=== Provided information ===

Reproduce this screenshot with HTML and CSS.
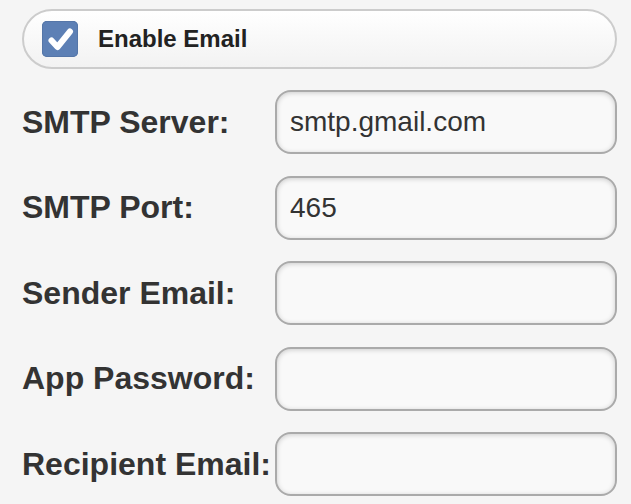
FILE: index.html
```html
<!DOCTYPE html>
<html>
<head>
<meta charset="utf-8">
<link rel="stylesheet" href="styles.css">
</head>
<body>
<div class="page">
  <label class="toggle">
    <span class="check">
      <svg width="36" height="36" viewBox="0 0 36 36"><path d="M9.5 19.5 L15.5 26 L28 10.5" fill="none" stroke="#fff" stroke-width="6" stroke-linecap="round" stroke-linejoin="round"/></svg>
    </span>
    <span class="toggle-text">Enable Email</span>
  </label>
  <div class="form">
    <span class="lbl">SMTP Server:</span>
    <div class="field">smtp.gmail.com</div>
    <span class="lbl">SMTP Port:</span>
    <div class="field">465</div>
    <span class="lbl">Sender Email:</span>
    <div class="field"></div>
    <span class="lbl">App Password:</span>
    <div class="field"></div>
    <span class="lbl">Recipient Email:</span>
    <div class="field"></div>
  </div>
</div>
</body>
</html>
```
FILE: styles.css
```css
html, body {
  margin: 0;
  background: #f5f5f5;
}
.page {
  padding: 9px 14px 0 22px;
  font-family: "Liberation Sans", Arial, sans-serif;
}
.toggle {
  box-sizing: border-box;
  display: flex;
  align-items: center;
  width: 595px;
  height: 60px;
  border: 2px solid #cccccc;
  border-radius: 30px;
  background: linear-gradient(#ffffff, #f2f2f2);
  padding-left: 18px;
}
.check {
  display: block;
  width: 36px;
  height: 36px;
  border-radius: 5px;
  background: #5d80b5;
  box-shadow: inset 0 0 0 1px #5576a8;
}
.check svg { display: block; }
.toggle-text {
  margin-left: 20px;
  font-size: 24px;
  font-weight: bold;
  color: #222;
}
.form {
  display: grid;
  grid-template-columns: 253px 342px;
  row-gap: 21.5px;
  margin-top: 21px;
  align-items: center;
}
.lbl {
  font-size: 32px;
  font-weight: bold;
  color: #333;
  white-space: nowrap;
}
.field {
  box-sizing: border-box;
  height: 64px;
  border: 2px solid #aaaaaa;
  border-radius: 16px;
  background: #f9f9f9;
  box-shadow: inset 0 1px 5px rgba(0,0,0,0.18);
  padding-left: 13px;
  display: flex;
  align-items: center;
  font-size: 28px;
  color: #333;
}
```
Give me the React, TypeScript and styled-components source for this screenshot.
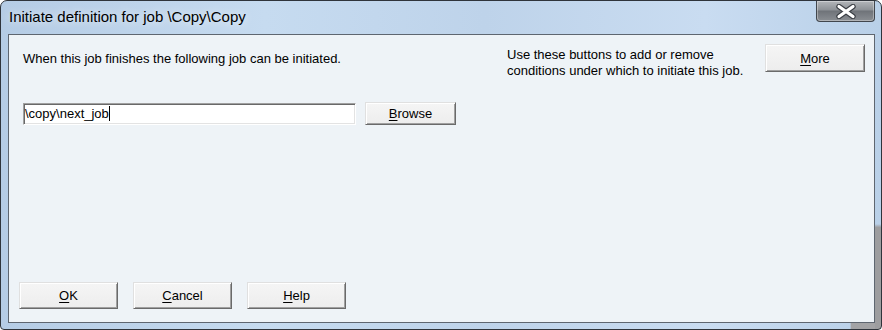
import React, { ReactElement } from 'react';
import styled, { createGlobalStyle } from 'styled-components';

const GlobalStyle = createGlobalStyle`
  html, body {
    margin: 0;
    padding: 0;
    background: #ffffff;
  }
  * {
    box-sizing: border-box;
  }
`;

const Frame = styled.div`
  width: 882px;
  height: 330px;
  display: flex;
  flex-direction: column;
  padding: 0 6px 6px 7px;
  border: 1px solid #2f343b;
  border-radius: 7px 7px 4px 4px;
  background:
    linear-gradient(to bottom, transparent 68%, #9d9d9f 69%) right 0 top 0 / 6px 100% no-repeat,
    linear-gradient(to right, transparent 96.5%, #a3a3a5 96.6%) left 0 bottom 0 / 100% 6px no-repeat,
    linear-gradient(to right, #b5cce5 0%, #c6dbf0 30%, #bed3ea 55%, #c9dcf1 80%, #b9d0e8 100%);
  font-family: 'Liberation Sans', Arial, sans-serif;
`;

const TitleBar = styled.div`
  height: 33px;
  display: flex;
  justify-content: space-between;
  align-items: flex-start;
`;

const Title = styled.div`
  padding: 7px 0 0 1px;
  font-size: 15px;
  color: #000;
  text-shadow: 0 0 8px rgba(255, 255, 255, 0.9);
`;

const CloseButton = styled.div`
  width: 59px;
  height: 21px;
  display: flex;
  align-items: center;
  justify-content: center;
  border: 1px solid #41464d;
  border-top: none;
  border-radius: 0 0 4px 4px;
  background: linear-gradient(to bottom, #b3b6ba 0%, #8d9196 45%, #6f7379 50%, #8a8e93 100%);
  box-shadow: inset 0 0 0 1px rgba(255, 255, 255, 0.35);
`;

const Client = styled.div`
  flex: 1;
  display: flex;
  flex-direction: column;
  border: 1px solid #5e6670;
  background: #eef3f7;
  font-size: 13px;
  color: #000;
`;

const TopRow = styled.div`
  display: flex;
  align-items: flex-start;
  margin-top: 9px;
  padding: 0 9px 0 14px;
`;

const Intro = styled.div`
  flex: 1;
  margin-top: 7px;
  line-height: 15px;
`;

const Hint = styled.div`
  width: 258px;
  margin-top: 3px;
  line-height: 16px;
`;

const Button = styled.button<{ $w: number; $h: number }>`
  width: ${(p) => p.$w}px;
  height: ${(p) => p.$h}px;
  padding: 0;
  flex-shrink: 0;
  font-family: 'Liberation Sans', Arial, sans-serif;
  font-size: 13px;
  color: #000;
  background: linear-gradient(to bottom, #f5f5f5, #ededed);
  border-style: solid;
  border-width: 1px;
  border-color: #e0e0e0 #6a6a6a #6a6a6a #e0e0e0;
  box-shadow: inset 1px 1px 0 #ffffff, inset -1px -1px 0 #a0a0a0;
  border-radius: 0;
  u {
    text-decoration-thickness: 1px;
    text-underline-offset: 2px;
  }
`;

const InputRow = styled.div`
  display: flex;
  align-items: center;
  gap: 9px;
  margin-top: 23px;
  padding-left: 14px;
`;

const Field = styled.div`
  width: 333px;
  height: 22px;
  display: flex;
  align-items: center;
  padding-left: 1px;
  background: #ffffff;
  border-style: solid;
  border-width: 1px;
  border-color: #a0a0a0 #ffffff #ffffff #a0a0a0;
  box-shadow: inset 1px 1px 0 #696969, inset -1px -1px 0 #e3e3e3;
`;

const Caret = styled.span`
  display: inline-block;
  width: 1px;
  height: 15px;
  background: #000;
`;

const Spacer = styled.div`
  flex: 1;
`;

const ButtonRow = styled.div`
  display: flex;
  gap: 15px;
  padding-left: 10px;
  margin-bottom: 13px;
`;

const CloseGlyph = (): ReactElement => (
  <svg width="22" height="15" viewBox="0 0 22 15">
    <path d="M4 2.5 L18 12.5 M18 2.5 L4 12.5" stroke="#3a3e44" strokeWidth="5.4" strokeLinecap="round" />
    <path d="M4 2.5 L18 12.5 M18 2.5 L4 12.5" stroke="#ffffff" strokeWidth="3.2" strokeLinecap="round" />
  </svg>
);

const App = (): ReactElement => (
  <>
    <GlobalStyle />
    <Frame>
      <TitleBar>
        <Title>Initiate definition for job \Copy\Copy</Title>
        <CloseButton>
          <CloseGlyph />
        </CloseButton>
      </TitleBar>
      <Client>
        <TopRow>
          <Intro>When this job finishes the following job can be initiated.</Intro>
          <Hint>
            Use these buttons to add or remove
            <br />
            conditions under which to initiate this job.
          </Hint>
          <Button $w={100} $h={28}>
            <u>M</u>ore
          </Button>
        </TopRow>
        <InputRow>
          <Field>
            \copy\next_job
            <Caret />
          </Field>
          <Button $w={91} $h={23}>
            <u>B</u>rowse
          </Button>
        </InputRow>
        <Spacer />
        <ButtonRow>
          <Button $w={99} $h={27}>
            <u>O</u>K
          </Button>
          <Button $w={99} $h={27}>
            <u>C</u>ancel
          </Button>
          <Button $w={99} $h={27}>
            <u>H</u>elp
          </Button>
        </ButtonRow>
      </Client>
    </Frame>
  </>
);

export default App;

===

Requirement: Go through the entries and return each line where the word "components" appears.

Exercise result:
Give me the React, TypeScript and styled-components source for this screenshot.
import styled, { createGlobalStyle } from 'styled-components';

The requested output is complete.